[REQUIRED WORK] Set the listing down again in full, word for word, with the pictures left out.

[DATA PROVIDED]
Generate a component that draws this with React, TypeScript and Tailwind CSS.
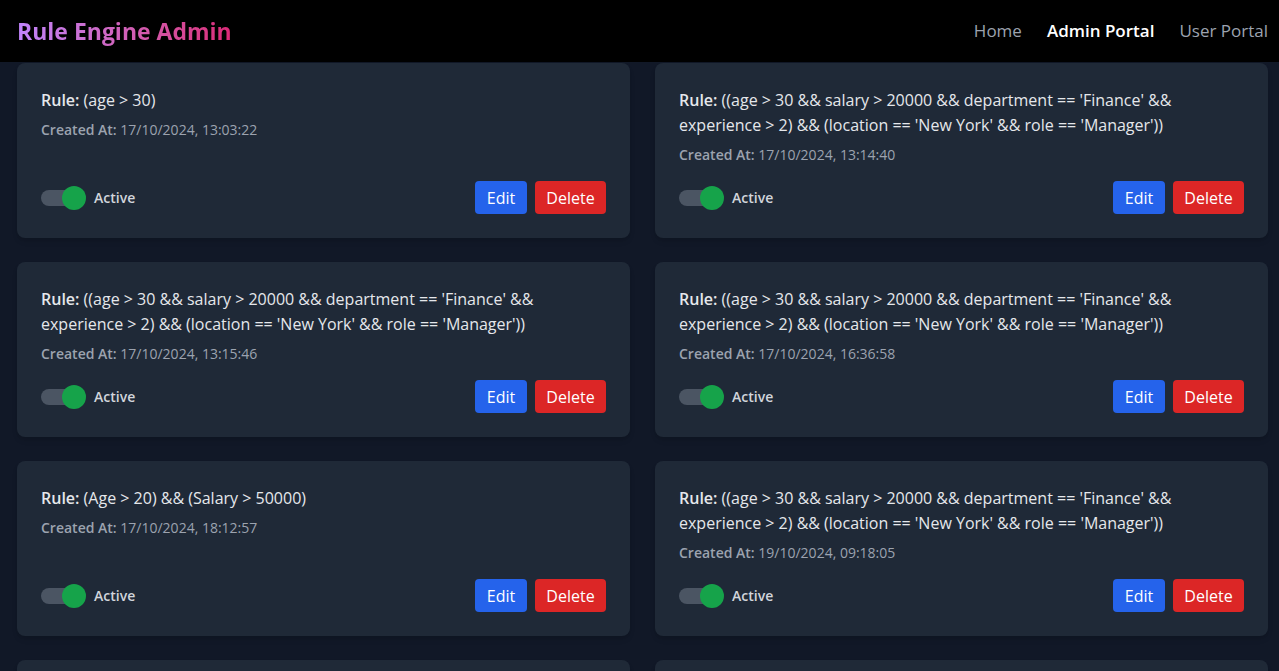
import { useState } from "react";

type Rule = { id: number; expression: string; createdAt: string };

const LONG_RULE =
  "((age > 30 && salary > 20000 && department == 'Finance' && experience > 2) && (location == 'New York' && role == 'Manager'))";

const RULES: Rule[] = [
  { id: 1, expression: "(age > 30)", createdAt: "17/10/2024, 13:03:22" },
  { id: 2, expression: LONG_RULE, createdAt: "17/10/2024, 13:14:40" },
  { id: 3, expression: LONG_RULE, createdAt: "17/10/2024, 13:15:46" },
  { id: 4, expression: LONG_RULE, createdAt: "17/10/2024, 16:36:58" },
  { id: 5, expression: "(Age > 20) && (Salary > 50000)", createdAt: "17/10/2024, 18:12:57" },
  { id: 6, expression: LONG_RULE, createdAt: "19/10/2024, 09:18:05" },
];

function Header() {
  return (
    <header className="flex h-[62px] shrink-0 items-center justify-between bg-black pl-[17px] pr-[11px]">
      <h1 className="bg-linear-to-r from-[#c084fc] to-[#db2777] bg-clip-text text-[23px] leading-8 font-bold text-transparent">
        Rule Engine Admin
      </h1>
      <nav className="flex items-center gap-[25px] text-[17px] leading-7">
        <a href="#home" className="text-[#9ca3af]">Home</a>
        <a href="#admin" aria-current="page" className="font-semibold text-white">Admin Portal</a>
        <a href="#user" className="text-[#9ca3af]">User Portal</a>
      </nav>
    </header>
  );
}

function Toggle({ id }: { id: number }) {
  const [active, setActive] = useState(true);
  return (
    <label htmlFor={`rule-${id}`} className="flex cursor-pointer items-center">
      <span className="relative block h-4 w-[41px] rounded-full bg-[#4b5563]">
        <input
          id={`rule-${id}`}
          type="checkbox"
          role="switch"
          className="peer sr-only"
          checked={active}
          onChange={(e) => setActive(e.target.checked)}
        />
        <span className="absolute -top-1 left-0 size-6 rounded-full bg-[#dc2626] peer-checked:-right-1 peer-checked:left-auto peer-checked:bg-[#16a34a]" />
      </span>
      <span className="ml-3 text-[14px] leading-5 font-semibold text-[#d1d5db]">
        {active ? "Active" : "Inactive"}
      </span>
    </label>
  );
}

function RuleCard({ rule }: { rule: Rule }) {
  return (
    <article className="flex flex-col justify-between rounded-lg bg-[#1f2937] px-6 pt-[25px] pb-6 shadow-md">
      <div>
        <p className="text-[16px] leading-[25px] text-[#e5e7eb]">
          <strong className="font-semibold">Rule:</strong> {rule.expression}
        </p>
        <p className="mt-[7px] text-[14px] leading-5 text-[#9ca3af]">
          <strong className="font-semibold">Created At:</strong> {rule.createdAt}
        </p>
      </div>
      <div className="mt-4 flex items-center justify-between">
        <Toggle id={rule.id} />
        <div className="flex gap-2 text-[16px] leading-8 text-white">
          <button type="button" className="w-[52px] rounded bg-[#2563eb] pt-px">Edit</button>
          <button type="button" className="w-[71px] rounded bg-[#dc2626] pt-px">Delete</button>
        </div>
      </div>
    </article>
  );
}

export default function App() {
  return (
    <div className="flex h-screen flex-col overflow-hidden bg-[#111827] font-['Open_Sans','Noto_Sans',sans-serif]">
      <Header />
      <main className="grid grid-cols-2 gap-x-[25px] gap-y-6 pt-px pr-[11px] pl-[17px]">
        {RULES.map((rule) => (
          <RuleCard key={rule.id} rule={rule} />
        ))}
        <div className="h-24 rounded-lg bg-[#1f2937] shadow-md" />
        <div className="h-24 rounded-lg bg-[#1f2937] shadow-md" />
      </main>
    </div>
  );
}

[RESPONSE TO THIS EXERCISE]
Generate a component that draws this with React, TypeScript and Tailwind CSS.
import { useState } from "react";

type Rule = { id: number; expression: string; createdAt: string };

const LONG_RULE =
  "((age > 30 && salary > 20000 && department == 'Finance' && experience > 2) && (location == 'New York' && role == 'Manager'))";

const RULES: Rule[] = [
  { id: 1, expression: "(age > 30)", createdAt: "17/10/2024, 13:03:22" },
  { id: 2, expression: LONG_RULE, createdAt: "17/10/2024, 13:14:40" },
  { id: 3, expression: LONG_RULE, createdAt: "17/10/2024, 13:15:46" },
  { id: 4, expression: LONG_RULE, createdAt: "17/10/2024, 16:36:58" },
  { id: 5, expression: "(Age > 20) && (Salary > 50000)", createdAt: "17/10/2024, 18:12:57" },
  { id: 6, expression: LONG_RULE, createdAt: "19/10/2024, 09:18:05" },
];

function Header() {
  return (
    <header className="flex h-[62px] shrink-0 items-center justify-between bg-black pl-[17px] pr-[11px]">
      <h1 className="bg-linear-to-r from-[#c084fc] to-[#db2777] bg-clip-text text-[23px] leading-8 font-bold text-transparent">
        Rule Engine Admin
      </h1>
      <nav className="flex items-center gap-[25px] text-[17px] leading-7">
        <a href="#home" className="text-[#9ca3af]">Home</a>
        <a href="#admin" aria-current="page" className="font-semibold text-white">Admin Portal</a>
        <a href="#user" className="text-[#9ca3af]">User Portal</a>
      </nav>
    </header>
  );
}

function Toggle({ id }: { id: number }) {
  const [active, setActive] = useState(true);
  return (
    <label htmlFor={`rule-${id}`} className="flex cursor-pointer items-center">
      <span className="relative block h-4 w-[41px] rounded-full bg-[#4b5563]">
        <input
          id={`rule-${id}`}
          type="checkbox"
          role="switch"
          className="peer sr-only"
          checked={active}
          onChange={(e) => setActive(e.target.checked)}
        />
        <span className="absolute -top-1 left-0 size-6 rounded-full bg-[#dc2626] peer-checked:-right-1 peer-checked:left-auto peer-checked:bg-[#16a34a]" />
      </span>
      <span className="ml-3 text-[14px] leading-5 font-semibold text-[#d1d5db]">
        {active ? "Active" : "Inactive"}
      </span>
    </label>
  );
}

function RuleCard({ rule }: { rule: Rule }) {
  return (
    <article className="flex flex-col justify-between rounded-lg bg-[#1f2937] px-6 pt-[25px] pb-6 shadow-md">
      <div>
        <p className="text-[16px] leading-[25px] text-[#e5e7eb]">
          <strong className="font-semibold">Rule:</strong> {rule.expression}
        </p>
        <p className="mt-[7px] text-[14px] leading-5 text-[#9ca3af]">
          <strong className="font-semibold">Created At:</strong> {rule.createdAt}
        </p>
      </div>
      <div className="mt-4 flex items-center justify-between">
        <Toggle id={rule.id} />
        <div className="flex gap-2 text-[16px] leading-8 text-white">
          <button type="button" className="w-[52px] rounded bg-[#2563eb] pt-px">Edit</button>
          <button type="button" className="w-[71px] rounded bg-[#dc2626] pt-px">Delete</button>
        </div>
      </div>
    </article>
  );
}

export default function App() {
  return (
    <div className="flex h-screen flex-col overflow-hidden bg-[#111827] font-['Open_Sans','Noto_Sans',sans-serif]">
      <Header />
      <main className="grid grid-cols-2 gap-x-[25px] gap-y-6 pt-px pr-[11px] pl-[17px]">
        {RULES.map((rule) => (
          <RuleCard key={rule.id} rule={rule} />
        ))}
        <div className="h-24 rounded-lg bg-[#1f2937] shadow-md" />
        <div className="h-24 rounded-lg bg-[#1f2937] shadow-md" />
      </main>
    </div>
  );
}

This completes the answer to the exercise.